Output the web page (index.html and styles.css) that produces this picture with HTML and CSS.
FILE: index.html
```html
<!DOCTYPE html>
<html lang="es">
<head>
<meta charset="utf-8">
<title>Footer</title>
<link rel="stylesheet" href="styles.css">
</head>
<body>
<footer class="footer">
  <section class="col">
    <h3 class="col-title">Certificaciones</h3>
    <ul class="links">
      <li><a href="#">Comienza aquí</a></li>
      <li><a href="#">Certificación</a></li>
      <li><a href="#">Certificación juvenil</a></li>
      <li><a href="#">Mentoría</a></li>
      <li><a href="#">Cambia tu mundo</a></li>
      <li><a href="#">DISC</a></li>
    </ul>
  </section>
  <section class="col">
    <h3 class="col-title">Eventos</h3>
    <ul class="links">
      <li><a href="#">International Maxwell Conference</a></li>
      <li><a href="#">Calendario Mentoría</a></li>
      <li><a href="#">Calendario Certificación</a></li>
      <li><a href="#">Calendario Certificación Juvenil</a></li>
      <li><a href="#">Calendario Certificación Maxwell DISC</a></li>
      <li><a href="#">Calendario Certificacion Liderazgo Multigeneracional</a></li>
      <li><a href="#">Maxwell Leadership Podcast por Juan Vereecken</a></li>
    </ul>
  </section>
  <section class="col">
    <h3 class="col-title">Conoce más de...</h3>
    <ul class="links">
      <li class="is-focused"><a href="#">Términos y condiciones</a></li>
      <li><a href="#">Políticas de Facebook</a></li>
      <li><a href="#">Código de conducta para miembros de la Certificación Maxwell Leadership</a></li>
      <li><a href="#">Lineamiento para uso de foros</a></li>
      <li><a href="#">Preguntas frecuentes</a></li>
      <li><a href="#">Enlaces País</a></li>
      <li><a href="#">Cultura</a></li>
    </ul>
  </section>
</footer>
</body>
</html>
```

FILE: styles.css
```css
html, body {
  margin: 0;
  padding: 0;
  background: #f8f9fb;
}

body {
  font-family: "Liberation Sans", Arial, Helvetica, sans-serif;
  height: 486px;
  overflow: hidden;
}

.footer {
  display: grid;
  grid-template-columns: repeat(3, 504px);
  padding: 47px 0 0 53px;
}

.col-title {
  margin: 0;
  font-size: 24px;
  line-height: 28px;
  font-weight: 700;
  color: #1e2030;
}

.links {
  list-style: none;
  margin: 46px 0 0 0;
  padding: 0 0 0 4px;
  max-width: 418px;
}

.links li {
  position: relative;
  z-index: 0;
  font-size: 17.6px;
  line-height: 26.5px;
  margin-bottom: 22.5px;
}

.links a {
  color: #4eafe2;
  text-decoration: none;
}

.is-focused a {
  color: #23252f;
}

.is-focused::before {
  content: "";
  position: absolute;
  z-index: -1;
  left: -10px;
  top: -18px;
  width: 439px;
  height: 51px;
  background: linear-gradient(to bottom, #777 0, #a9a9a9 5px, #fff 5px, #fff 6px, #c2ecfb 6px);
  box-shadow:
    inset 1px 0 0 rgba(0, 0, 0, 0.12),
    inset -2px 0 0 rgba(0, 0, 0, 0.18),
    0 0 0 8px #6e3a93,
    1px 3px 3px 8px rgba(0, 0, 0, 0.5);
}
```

□ □ □ □ □ □ □

* [Task instructions]:
List all lines in the material containing the string "styles".

* [Complete response]:
Output the web page (index.html and styles.css) that produces this picture with HTML and CSS.
<link rel="stylesheet" href="styles.css">
FILE: styles.css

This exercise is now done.